ADAPT staffers Nhi and Thoa are some of the most dedicated people you'll ever meet. They work day and night, determined to save as many beautiful Vietnamese children as they can from a terrible fate. The program targets girls they've determined are especially vulnerable--those who come from poor families where women are the main wage earner, where there are handicapped or ill members of the family, or homes with no parents around at all. They start working with these girls early, too, many as young as age 12. The key is FOLLOW UP. Today we are getting an extraordinary opportunity to follow along as Nhi and Thao make "house calls." They constantly check up on the girls, encourage the families to keep them in school, and offer lots of encouragement to do what's right. Now we find ourselves tramping along through an incredibly picturesque village somewhere deep in Dong Thap province. Primitive clapboard and cement huts perch high on stilts, a necessity when the Mekong rises in the rainy season. Tall trees form a cool canopy overhead. Fetid water channeled through little canals and ponds separate the homes. A child sleepily swings in a hammock. Around every corner, villagers are shyly peeking out at us, a westerner is a very uncommon sight. But they smile readily when we greet them. And the ice is broken after we take pictures and then show the folks their photos on our digital cameras. Soon they're lining up to have their pictures taken, laughing uproariously at their images. Nhi eventually comes to a ramshackle single room house and calls through the curtain door. Grandma pokes her head out and then we meet a stunning 12 year old middle schooler who has been in the program for over a year now. Nhi is concerned about this girl because the Grandmother wants her to quit school and sell lottery tickets to make money. Nhi explains that is a really bad situation because not only does the girl miss school, but she's exposed to all sorts of predators on the streets while selling. Nhi has worked hard to convince Grandma that her granddaughter must keep going to school, and so far, it's working! As we leave, this precious girl links her arm through mine and strokes my cheek. I can't help but wonder what her fate will be if somehow she gets on the wrong track.

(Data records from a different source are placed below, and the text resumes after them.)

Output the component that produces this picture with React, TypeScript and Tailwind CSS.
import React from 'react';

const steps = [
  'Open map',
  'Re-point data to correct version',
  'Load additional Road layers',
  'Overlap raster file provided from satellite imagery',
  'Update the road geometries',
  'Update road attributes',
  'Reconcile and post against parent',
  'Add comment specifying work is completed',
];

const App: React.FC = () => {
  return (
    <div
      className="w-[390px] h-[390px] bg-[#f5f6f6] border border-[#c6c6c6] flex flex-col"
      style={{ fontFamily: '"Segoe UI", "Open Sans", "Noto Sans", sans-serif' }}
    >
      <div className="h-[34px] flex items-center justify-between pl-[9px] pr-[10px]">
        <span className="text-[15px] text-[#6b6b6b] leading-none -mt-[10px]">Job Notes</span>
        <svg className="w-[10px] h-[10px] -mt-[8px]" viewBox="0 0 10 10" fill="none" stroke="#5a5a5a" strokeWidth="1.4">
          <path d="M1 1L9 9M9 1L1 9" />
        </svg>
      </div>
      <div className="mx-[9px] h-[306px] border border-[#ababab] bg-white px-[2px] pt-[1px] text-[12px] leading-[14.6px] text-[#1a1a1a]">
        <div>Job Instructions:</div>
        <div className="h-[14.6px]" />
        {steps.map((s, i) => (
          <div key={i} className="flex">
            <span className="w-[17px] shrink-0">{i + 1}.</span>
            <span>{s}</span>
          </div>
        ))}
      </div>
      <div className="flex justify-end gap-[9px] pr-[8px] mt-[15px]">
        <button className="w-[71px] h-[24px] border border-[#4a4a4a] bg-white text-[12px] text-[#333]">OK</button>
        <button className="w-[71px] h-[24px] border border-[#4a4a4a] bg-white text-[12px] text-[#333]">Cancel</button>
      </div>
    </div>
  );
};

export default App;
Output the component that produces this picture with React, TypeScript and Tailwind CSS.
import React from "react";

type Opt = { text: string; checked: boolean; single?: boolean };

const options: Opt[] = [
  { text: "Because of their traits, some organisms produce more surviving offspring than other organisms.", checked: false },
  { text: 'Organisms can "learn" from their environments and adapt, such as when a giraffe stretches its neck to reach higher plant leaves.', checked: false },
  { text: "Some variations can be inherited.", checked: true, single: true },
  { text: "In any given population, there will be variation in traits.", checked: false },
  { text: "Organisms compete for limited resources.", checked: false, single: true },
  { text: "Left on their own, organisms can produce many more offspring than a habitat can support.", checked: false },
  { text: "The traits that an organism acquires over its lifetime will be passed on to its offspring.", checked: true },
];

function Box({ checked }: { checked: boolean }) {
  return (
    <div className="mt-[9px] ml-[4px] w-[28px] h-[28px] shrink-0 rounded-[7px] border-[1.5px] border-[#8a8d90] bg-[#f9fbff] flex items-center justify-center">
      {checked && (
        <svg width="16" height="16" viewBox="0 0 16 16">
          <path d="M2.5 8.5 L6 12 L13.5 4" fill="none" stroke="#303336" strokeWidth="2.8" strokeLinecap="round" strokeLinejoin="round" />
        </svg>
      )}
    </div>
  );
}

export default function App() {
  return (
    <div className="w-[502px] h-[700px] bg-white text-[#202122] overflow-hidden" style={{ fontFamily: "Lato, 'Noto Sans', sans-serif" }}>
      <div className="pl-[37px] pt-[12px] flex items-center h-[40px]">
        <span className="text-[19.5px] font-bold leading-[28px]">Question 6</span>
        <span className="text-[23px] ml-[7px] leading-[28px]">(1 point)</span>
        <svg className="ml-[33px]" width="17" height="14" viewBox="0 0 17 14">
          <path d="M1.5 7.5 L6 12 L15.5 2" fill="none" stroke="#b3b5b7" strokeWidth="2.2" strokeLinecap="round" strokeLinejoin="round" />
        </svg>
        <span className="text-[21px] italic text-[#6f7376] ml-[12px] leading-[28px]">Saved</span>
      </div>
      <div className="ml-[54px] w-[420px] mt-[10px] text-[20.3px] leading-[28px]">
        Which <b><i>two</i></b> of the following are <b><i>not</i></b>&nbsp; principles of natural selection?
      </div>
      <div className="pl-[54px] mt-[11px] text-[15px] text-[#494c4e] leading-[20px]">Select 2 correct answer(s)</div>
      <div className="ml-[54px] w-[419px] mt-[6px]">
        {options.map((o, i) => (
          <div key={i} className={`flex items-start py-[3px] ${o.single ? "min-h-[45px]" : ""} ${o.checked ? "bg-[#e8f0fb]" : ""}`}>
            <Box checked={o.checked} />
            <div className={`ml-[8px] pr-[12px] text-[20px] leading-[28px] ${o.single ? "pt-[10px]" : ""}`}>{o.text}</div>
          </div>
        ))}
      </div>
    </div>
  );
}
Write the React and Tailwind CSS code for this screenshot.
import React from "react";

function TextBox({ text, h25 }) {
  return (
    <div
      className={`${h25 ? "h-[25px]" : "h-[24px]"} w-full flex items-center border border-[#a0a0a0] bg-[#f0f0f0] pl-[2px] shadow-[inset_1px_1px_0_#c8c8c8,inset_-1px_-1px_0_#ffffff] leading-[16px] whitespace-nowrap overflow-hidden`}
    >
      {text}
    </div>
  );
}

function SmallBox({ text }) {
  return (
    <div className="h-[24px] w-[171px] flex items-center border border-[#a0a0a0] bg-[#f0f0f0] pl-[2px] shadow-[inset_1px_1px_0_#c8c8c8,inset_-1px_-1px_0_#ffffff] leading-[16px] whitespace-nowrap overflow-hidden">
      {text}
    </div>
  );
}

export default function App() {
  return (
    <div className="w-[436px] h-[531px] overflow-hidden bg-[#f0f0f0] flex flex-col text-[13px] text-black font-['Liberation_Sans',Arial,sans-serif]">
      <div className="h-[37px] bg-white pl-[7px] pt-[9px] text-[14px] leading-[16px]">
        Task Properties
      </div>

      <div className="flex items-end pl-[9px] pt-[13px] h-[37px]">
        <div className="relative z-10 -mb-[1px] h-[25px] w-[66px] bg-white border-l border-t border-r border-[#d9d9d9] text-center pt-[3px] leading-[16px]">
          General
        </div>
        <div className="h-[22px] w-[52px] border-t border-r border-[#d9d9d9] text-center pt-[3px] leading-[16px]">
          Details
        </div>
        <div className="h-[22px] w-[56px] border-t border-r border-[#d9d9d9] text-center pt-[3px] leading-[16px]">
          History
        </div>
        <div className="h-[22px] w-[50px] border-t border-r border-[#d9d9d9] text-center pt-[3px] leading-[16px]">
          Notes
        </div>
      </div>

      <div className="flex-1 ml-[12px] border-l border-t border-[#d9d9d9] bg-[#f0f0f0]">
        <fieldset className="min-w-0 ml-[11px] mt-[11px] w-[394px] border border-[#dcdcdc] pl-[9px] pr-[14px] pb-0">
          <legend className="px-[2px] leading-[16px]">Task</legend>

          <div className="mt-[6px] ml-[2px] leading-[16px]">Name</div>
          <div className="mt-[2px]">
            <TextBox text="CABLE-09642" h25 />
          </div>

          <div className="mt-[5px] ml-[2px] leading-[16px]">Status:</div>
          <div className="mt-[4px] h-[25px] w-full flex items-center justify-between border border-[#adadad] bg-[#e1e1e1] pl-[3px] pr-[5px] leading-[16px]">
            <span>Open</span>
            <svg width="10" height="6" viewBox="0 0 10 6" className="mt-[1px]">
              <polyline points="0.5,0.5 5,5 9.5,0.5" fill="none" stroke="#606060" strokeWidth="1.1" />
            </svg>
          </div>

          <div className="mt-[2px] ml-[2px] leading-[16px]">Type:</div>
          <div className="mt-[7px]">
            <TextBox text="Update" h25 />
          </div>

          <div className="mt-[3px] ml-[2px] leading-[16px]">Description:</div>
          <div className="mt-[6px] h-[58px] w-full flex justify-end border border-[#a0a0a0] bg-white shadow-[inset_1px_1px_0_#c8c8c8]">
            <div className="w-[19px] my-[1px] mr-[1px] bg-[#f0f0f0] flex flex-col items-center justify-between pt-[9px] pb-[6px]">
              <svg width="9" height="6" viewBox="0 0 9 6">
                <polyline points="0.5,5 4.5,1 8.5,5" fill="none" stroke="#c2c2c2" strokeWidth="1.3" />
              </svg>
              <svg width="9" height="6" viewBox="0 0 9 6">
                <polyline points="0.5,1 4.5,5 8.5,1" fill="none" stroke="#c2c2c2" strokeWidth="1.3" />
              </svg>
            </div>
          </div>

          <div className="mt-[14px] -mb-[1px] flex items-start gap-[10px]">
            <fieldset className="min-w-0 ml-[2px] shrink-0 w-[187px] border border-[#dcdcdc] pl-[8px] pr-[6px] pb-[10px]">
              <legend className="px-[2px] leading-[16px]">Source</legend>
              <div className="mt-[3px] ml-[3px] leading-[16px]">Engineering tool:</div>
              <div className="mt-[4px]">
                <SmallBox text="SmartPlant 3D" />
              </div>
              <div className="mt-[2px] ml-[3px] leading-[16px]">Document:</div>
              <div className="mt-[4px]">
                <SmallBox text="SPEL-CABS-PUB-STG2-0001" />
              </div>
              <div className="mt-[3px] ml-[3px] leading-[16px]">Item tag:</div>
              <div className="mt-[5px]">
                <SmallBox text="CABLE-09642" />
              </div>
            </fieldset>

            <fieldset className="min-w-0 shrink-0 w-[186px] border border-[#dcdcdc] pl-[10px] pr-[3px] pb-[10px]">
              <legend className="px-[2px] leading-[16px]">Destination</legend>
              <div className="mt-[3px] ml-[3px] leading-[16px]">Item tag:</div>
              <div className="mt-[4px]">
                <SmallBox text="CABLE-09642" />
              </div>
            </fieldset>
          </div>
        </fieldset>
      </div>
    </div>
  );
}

Next, we travel to a middle school and pick up two girls, ages 12 and 13, who are also in the program. They pile into our van and we give them a ride to their homes. Nhi and Thao check in with the girls' families to see if everything is still going okay. One girl's parents are gone. They've moved to the city, trying to make some money. The sickly Grandmother wants the girl to stay home and take care of her. The 13-year-old wants to be respectful but she also really wants to go to school. Nhi advises the girl to not overreact to Granny's demands, and just keep going to class. Nhi then has a very animated and long talk with Grandma. The conversation apparently goes well and Grandma seems convinced, for now at least, that her granddaughter should go to school. Nhi has a way of winning people over. Next stop is in An Giang province where we deliver some new clothes to a precious girl who is out on the front porch sweeping. No one else is at home. She is very shy and averts her eyes when we give her a few gifts. At last, she looks up and smiles for my camera. Your heart just aches for these girls' innocence.

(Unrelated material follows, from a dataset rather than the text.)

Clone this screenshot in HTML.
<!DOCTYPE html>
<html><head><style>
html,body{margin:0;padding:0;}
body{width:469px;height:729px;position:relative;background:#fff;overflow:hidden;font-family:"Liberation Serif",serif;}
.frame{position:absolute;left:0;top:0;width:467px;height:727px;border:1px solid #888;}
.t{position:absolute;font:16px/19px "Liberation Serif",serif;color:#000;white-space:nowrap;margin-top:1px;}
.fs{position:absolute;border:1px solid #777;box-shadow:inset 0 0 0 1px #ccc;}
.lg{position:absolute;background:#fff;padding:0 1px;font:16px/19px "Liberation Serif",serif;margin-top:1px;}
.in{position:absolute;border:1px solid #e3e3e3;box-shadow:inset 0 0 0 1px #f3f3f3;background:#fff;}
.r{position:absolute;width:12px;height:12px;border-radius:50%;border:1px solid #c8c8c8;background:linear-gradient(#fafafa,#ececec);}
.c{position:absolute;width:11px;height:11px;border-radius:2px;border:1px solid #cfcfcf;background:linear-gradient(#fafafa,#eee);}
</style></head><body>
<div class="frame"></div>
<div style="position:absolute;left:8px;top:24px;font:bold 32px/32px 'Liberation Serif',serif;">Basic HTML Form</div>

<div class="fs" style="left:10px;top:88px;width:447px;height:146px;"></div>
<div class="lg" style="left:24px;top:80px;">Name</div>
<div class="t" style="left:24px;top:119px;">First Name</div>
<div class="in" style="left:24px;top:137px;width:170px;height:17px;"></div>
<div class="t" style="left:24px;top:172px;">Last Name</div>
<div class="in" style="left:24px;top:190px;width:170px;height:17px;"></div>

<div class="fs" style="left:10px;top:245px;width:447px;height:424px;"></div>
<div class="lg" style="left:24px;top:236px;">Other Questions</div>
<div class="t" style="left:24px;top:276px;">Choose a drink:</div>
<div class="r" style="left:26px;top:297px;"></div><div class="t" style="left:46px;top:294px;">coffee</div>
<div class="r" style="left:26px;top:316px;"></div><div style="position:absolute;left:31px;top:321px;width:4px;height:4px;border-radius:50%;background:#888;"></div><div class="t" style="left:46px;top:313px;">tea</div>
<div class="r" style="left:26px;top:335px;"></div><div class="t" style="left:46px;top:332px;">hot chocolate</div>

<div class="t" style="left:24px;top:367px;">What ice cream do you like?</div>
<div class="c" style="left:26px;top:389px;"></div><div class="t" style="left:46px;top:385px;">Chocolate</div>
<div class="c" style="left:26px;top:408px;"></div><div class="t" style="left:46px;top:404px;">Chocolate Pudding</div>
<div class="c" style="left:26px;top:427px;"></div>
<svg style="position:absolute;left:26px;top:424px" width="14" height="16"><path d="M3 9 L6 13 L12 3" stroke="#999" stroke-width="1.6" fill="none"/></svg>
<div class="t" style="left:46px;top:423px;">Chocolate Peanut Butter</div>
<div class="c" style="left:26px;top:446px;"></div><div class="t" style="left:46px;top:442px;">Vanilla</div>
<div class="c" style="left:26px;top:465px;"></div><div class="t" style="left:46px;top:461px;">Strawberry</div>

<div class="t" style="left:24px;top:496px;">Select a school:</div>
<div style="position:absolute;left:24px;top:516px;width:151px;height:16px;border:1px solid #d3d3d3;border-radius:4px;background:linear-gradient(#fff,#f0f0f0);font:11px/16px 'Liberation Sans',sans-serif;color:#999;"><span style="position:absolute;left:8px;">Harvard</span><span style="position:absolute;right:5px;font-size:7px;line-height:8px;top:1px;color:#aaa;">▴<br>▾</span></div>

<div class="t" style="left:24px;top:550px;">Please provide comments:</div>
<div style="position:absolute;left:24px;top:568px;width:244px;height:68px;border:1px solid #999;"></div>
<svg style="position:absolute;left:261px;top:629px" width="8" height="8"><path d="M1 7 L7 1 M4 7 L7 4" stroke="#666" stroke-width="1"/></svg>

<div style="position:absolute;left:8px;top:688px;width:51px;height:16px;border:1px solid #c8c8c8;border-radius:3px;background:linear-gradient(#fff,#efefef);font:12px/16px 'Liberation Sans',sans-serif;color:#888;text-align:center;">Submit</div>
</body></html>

Nhi says her program is only funded for 3 years and after that, it's anyone's guess as to whether it will continue. Tragically, there seems to be no end to the sexual victimization of children, so programs like ADAPT are desperately needed to protect these vulnerable kids. Son Michael Pham is pledging support through his Kids Without Borders organization. Plans are in the works to build a vocational training center for these girls in the Mekong Delta area. The needs, though, are endless.

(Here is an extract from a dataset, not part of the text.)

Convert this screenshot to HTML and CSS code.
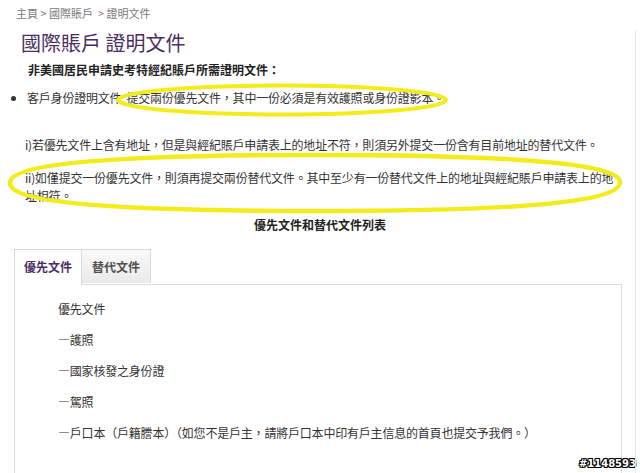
FILE: index.html
```html
<!DOCTYPE html>
<html lang="zh-Hant">
<head>
<meta charset="utf-8">
<title>國際賬戶 證明文件</title>
<link rel="stylesheet" href="styles.css">
</head>
<body>
<div class="page">
  <div class="breadcrumb">主頁 &gt; 國際賬戶 &nbsp;&gt; 證明文件</div>
  <h1 class="title">國際賬戶 證明文件</h1>
  <h2 class="subhead">非美國居民申請史考特經紀賬戶所需證明文件：</h2>
  <ul class="list">
    <li>客戶身份證明文件&nbsp; 提交兩份優先文件，其中一份必須是有效護照或身份證影本。</li>
  </ul>
  <p class="note note-i">i)若優先文件上含有地址，但是與經紀賬戶申請表上的地址不符，則須另外提交一份含有目前地址的替代文件。</p>
  <p class="note note-ii">ii)如僅提交一份優先文件，則須再提交兩份替代文件。其中至少有一份替代文件上的地址與經紀賬戶申請表上的地址相符。</p>
  <h3 class="listhead">優先文件和替代文件列表</h3>
  <div class="tabs">
    <div class="tabbar">
      <div class="tab tab-active">優先文件</div>
      <div class="tab">替代文件</div>
    </div>
    <div class="panel">
      <p class="item">優先文件</p>
      <p class="item">—護照</p>
      <p class="item">—國家核發之身份證</p>
      <p class="item">—駕照</p>
      <p class="item">—戶口本（戶籍謄本）（如您不是戶主，請將戶口本中印有戶主信息的首頁也提交予我們。）</p>
    </div>
  </div>
  <svg class="marks" width="640" height="473" viewBox="0 0 640 473" aria-hidden="true">
    <ellipse cx="282" cy="100" rx="164" ry="14.5" fill="none" stroke="#f3ec1c" stroke-width="4"/>
    <path d="M10,183 C10,166.2 85.5,155 314,155 C540,155 620,166.2 620,182 C620,199.8 540,211 314,211 C85.5,211 10,199.8 10,183 Z" fill="none" stroke="#f3ec1c" stroke-width="4.5"/>
  </svg>
  <div class="stamp">#1148593</div>
</div>
</body>
</html>
```

FILE: styles.css
```css
html, body {
  margin: 0;
  padding: 0;
  background: #ffffff;
}

body {
  font-family: "Noto Sans CJK TC", "Noto Sans", "Liberation Sans", sans-serif;
  font-size: 12px;
  color: #333333;
}

.page {
  position: relative;
  width: 640px;
  height: 473px;
  overflow: hidden;
}

.page::after {
  content: "";
  position: absolute;
  left: 635px;
  top: 30px;
  bottom: 0;
  width: 1px;
  background: #e6e6e6;
}

.breadcrumb {
  padding: 5px 0 0 16px;
  font-size: 11px;
  line-height: 16px;
  color: #7a7a7a;
}

.title {
  margin: 9px 0 0 21px;
  font-size: 20px;
  font-weight: normal;
  line-height: 26px;
  color: #4b2d5f;
}

.subhead {
  margin: 6px 0 0 28px;
  font-size: 12px;
  font-weight: bold;
  line-height: 16px;
  color: #222222;
}

.list {
  margin: 11px 0 0 0;
  padding: 0 0 0 27px;
  line-height: 18px;
  letter-spacing: -0.2px;
}

.list li {
  list-style: disc;
}

.note {
  margin: 0;
  padding-left: 25px;
  width: 600px;
  line-height: 18px;
  letter-spacing: -0.2px;
}

.note-i {
  margin-top: 29px;
}

.note-ii {
  margin-top: 15px;
}

.listhead {
  margin: 11px 0 0 0;
  text-align: center;
  font-size: 12px;
  font-weight: bold;
  line-height: 18px;
  color: #222222;
}

.tabs {
  margin: 15px 0 0 14px;
  width: 608px;
}

.tabbar {
  display: flex;
  align-items: flex-start;
}

.tab {
  box-sizing: border-box;
  height: 34px;
  padding: 0 9px;
  border: 1px solid #d9d9d9;
  border-bottom: none;
  background: linear-gradient(#fafafa, #e9e9e9);
  font-size: 12px;
  font-weight: bold;
  line-height: 33px;
  color: #505050;
}

.tab + .tab {
  border-left: none;
  padding: 0 10px;
}

.tab-active {
  height: 36px;
  margin-bottom: -1px;
  background: #ffffff;
  color: #4b2d5f;
  position: relative;
  z-index: 1;
}

.panel {
  box-sizing: border-box;
  height: 190px;
  border: 1px solid #dddddd;
  padding: 16px 0 0 43px;
  letter-spacing: -0.2px;
}

.item {
  margin: 0 0 15px 0;
  line-height: 16px;
}

.marks {
  position: absolute;
  left: 0;
  top: 0;
  pointer-events: none;
}

.stamp {
  position: absolute;
  right: 4px;
  bottom: 3px;
  font-family: "DejaVu Sans", sans-serif;
  font-size: 10px;
  font-weight: bold;
  line-height: 12px;
  color: #ffffff;
  text-shadow: 1px 0 0 #000, -1px 0 0 #000, 0 1px 0 #000, 0 -1px 0 #000,
    1px 1px 0 #000, -1px -1px 0 #000, 1px -1px 0 #000, -1px 1px 0 #000;
}
```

It's clear that Nhi and Thao are tireless in their commitment. Every time they turn around, Nhi says, there's yet another girl who needs their help. How can you turn them away? You can't, says Nhi. ADAPT just adapts, and finds a way to stretch its funding a little farther. And for as long as they can, Nhi, Thao and others who work for ADAPT will face down high water, gender discrimination, ignorance, insects, long distances, tough terrain, and bureaucracy to save these children, one girl at a time.